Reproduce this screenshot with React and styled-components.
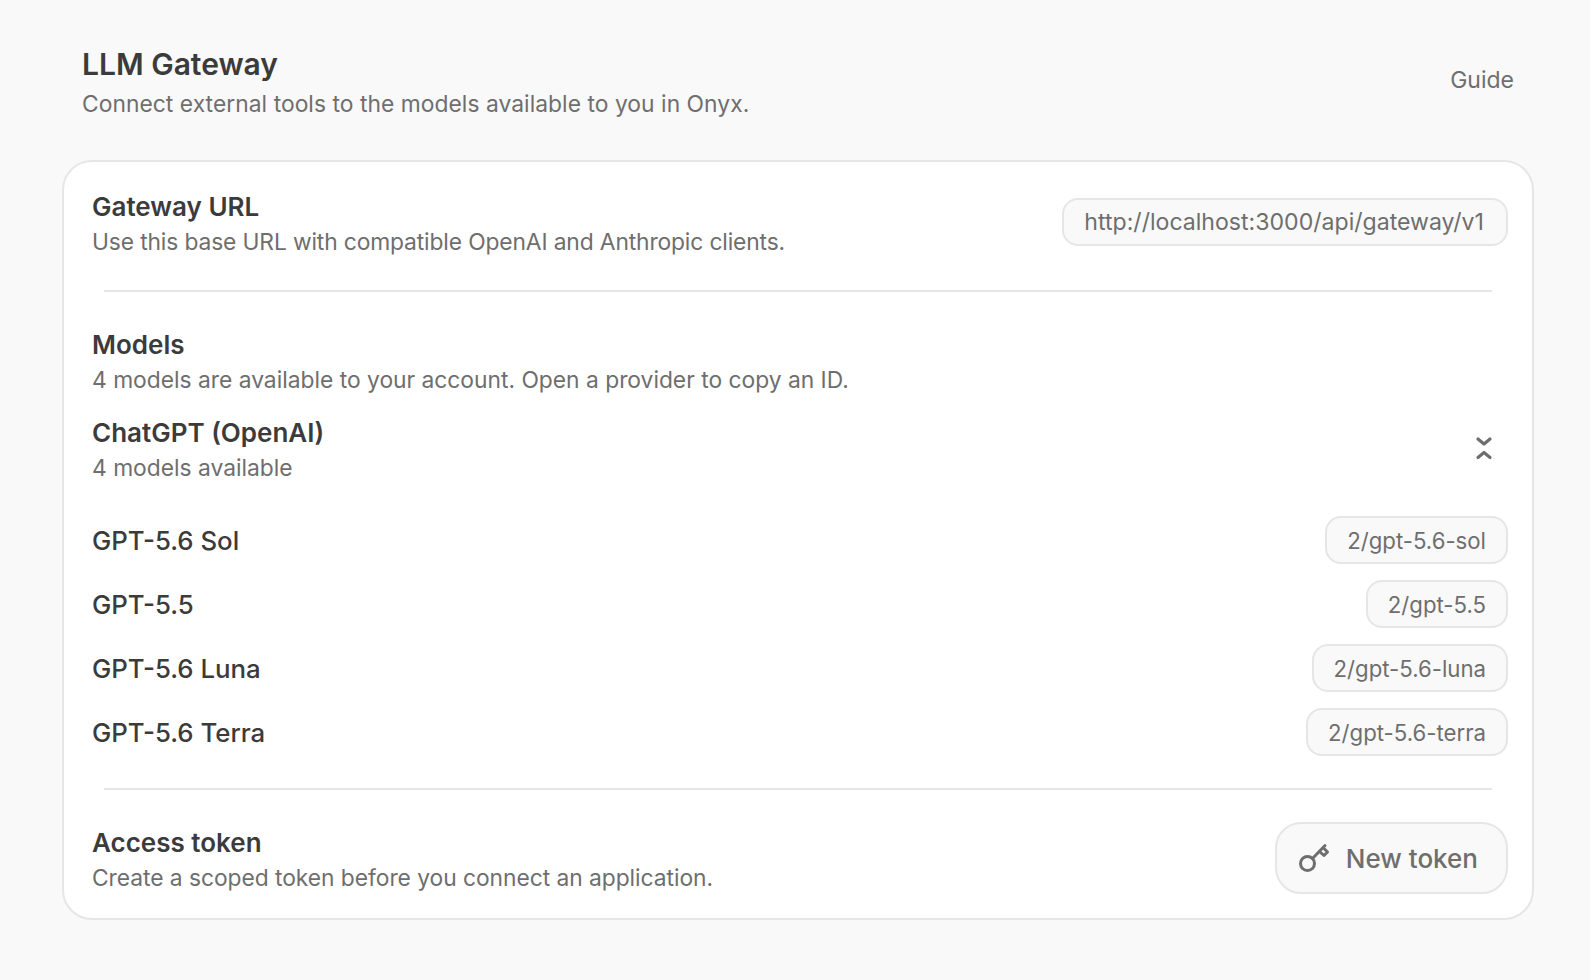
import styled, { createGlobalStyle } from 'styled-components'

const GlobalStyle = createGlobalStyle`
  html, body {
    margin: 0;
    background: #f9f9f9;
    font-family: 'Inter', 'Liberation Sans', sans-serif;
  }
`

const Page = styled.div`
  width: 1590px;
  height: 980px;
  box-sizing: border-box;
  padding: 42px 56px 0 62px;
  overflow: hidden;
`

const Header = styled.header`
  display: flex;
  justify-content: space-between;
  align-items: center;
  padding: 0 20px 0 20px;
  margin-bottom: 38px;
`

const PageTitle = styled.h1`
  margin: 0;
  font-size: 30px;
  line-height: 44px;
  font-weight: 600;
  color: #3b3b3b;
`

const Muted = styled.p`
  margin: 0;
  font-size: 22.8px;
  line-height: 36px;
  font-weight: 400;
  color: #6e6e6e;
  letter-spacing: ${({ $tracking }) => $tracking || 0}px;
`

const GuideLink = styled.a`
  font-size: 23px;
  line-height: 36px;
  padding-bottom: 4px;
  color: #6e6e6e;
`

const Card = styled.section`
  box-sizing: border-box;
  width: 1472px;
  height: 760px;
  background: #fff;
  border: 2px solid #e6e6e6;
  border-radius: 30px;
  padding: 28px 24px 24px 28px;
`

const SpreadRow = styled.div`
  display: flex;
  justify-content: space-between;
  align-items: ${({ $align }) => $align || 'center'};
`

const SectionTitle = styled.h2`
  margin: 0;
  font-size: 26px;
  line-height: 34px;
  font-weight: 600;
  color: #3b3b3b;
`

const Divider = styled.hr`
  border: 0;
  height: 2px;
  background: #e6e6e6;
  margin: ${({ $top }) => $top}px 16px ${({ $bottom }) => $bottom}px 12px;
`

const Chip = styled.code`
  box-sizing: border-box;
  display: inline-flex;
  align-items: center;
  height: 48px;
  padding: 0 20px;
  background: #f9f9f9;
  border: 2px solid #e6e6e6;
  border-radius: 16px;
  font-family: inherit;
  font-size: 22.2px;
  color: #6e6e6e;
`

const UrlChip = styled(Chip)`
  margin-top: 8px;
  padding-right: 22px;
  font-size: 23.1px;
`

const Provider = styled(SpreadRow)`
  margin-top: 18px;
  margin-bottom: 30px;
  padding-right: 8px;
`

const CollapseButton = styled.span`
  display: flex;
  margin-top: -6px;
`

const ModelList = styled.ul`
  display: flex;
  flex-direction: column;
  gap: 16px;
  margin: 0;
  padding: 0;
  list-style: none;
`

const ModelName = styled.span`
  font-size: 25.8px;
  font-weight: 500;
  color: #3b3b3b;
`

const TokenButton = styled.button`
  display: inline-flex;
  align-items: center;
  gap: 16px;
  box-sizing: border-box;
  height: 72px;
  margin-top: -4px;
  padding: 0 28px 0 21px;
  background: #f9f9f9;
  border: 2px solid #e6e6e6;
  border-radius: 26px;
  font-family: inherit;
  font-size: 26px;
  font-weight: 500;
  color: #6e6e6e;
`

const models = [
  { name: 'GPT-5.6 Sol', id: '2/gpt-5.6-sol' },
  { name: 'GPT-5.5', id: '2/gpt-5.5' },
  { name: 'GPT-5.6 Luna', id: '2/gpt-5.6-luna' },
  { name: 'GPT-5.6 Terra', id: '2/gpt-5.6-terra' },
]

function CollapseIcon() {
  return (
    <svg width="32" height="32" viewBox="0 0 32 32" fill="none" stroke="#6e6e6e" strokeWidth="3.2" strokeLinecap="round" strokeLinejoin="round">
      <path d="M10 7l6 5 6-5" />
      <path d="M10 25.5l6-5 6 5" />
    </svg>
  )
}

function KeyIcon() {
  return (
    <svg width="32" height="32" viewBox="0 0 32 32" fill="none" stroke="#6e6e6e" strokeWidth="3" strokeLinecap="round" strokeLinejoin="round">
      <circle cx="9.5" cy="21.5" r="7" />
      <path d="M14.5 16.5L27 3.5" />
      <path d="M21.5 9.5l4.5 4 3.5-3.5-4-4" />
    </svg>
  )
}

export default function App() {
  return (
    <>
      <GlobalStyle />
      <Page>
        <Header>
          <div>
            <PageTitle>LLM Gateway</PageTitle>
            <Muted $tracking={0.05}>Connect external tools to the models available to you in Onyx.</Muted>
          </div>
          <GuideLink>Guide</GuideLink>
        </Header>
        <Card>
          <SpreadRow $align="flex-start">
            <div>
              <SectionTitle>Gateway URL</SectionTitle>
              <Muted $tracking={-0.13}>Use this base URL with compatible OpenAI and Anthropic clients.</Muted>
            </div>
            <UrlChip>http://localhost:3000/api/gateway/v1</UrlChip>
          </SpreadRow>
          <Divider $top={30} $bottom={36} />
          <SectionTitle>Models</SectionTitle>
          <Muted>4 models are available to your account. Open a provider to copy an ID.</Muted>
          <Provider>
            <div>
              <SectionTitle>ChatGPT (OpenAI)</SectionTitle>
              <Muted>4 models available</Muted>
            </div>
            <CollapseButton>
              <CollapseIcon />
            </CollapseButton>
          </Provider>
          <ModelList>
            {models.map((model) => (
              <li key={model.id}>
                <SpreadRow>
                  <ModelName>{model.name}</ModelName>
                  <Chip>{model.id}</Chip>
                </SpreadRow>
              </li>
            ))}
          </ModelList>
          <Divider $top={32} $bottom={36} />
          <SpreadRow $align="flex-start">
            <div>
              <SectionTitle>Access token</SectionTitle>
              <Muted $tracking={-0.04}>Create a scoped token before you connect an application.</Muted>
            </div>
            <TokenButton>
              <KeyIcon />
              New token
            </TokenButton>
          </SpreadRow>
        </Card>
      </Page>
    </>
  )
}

--*--

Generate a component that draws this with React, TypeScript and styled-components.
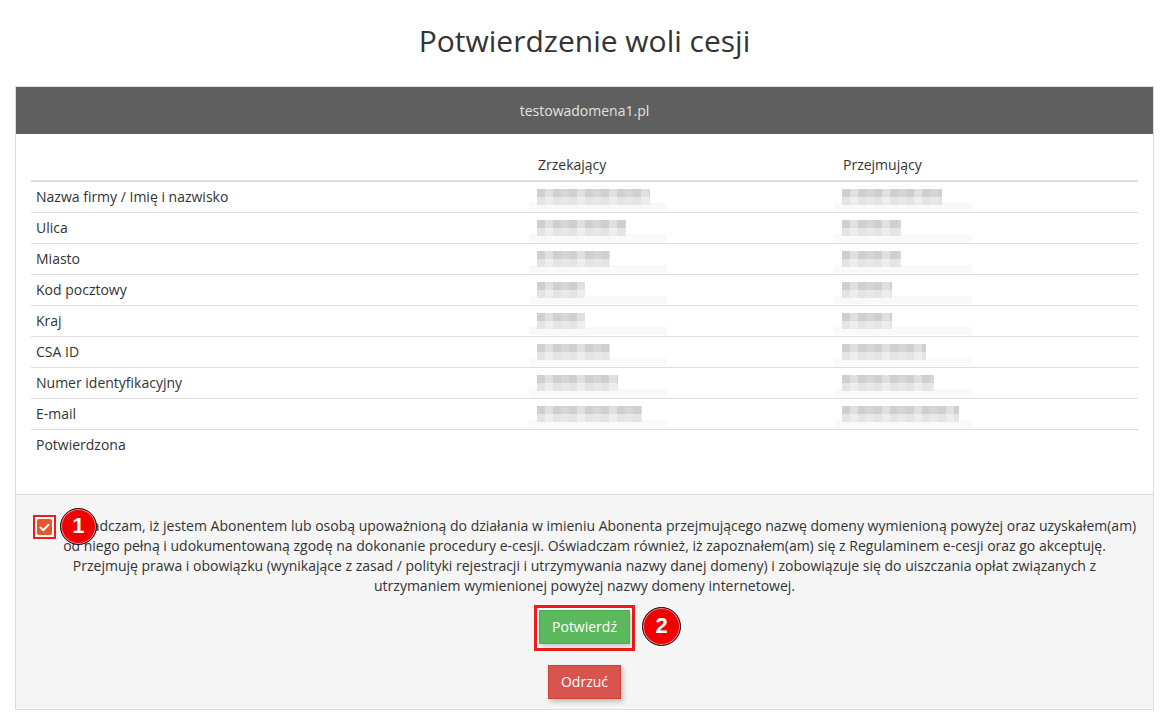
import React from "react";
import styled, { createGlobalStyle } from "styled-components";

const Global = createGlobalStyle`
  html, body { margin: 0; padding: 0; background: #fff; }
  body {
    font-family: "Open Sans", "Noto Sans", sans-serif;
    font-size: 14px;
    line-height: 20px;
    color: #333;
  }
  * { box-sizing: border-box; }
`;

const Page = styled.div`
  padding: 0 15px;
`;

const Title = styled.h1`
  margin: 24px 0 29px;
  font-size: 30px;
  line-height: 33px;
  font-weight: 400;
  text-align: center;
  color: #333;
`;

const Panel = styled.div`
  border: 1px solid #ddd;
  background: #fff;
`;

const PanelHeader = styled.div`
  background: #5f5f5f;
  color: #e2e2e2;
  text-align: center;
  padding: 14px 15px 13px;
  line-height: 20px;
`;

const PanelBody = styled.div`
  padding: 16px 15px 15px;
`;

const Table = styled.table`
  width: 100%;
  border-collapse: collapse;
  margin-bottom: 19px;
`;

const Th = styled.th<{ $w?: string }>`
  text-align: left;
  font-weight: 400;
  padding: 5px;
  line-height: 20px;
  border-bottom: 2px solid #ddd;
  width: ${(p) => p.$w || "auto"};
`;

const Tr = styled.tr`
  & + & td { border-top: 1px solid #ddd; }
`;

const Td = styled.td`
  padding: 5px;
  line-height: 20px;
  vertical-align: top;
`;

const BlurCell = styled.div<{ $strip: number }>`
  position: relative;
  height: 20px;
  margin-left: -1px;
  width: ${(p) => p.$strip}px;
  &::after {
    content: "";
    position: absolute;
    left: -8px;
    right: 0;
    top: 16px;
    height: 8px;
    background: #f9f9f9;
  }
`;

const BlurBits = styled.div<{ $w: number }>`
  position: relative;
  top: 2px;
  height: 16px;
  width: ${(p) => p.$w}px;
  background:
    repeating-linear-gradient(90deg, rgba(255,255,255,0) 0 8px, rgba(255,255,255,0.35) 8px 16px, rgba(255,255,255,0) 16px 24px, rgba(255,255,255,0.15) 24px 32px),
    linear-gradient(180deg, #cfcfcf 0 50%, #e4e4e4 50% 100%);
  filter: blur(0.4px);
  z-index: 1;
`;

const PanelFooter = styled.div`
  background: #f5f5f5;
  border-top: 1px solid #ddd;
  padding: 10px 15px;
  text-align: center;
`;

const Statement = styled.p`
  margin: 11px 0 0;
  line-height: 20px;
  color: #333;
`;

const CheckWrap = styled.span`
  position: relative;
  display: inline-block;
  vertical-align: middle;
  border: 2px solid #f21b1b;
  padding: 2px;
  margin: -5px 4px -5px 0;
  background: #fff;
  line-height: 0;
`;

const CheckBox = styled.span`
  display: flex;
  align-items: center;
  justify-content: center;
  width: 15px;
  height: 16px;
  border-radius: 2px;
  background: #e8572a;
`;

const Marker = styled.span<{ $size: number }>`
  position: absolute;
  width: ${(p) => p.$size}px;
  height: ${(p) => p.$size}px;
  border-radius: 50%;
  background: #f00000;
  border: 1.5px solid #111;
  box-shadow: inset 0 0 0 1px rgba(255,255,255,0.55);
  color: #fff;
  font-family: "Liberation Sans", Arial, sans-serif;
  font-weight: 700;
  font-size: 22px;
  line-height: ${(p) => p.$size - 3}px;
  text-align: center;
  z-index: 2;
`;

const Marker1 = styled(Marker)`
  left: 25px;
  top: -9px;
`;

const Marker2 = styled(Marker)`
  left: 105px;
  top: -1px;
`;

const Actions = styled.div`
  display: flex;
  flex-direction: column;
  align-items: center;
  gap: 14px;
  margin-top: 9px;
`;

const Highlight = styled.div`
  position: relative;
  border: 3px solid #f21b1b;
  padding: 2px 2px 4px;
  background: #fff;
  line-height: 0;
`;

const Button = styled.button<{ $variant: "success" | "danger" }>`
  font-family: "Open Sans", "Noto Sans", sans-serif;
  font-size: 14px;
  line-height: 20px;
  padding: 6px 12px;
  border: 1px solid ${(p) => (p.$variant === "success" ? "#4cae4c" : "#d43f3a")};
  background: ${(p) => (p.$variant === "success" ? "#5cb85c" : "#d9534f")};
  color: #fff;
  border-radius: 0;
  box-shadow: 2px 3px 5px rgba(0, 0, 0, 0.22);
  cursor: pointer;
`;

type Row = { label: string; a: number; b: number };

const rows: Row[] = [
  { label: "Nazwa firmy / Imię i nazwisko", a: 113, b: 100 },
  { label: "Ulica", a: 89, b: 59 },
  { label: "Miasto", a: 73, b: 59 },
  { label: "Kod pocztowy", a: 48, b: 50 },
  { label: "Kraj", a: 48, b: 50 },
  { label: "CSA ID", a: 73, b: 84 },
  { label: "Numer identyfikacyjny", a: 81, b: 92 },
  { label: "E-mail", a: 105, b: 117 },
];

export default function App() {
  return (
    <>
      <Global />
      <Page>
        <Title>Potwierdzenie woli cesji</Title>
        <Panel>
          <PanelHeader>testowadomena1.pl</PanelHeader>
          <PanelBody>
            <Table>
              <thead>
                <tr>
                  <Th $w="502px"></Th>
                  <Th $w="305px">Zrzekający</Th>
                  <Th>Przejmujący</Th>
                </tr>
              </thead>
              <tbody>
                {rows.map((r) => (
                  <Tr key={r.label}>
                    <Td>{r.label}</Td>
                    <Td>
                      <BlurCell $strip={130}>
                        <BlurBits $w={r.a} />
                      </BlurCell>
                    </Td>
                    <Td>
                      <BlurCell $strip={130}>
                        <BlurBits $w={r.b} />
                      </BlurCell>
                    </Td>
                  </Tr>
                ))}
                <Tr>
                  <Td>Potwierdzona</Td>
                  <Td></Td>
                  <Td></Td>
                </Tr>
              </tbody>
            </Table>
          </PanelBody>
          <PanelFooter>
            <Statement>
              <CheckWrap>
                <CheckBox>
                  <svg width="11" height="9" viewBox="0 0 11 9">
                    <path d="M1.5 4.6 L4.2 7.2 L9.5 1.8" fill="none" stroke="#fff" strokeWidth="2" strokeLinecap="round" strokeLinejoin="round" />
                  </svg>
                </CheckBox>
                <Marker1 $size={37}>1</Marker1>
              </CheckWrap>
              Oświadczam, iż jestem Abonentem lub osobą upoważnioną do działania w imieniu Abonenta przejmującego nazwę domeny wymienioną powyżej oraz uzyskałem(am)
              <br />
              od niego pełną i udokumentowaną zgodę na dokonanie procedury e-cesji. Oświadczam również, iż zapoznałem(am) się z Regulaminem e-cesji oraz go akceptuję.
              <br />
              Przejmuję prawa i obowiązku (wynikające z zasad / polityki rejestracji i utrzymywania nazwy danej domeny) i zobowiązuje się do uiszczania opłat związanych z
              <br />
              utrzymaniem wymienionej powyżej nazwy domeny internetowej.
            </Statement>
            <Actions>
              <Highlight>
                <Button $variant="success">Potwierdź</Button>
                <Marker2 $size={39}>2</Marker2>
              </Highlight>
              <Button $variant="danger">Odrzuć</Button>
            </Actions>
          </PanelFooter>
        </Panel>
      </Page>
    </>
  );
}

--*--

• Instruction: Every line that holds the word "with" should be extracted.

• Complete output:
Reproduce this screenshot with React and styled-components.
              <Muted $tracking={-0.13}>Use this base URL with compatible OpenAI and Anthropic clients.</Muted>
Generate a component that draws this with React, TypeScript and styled-components.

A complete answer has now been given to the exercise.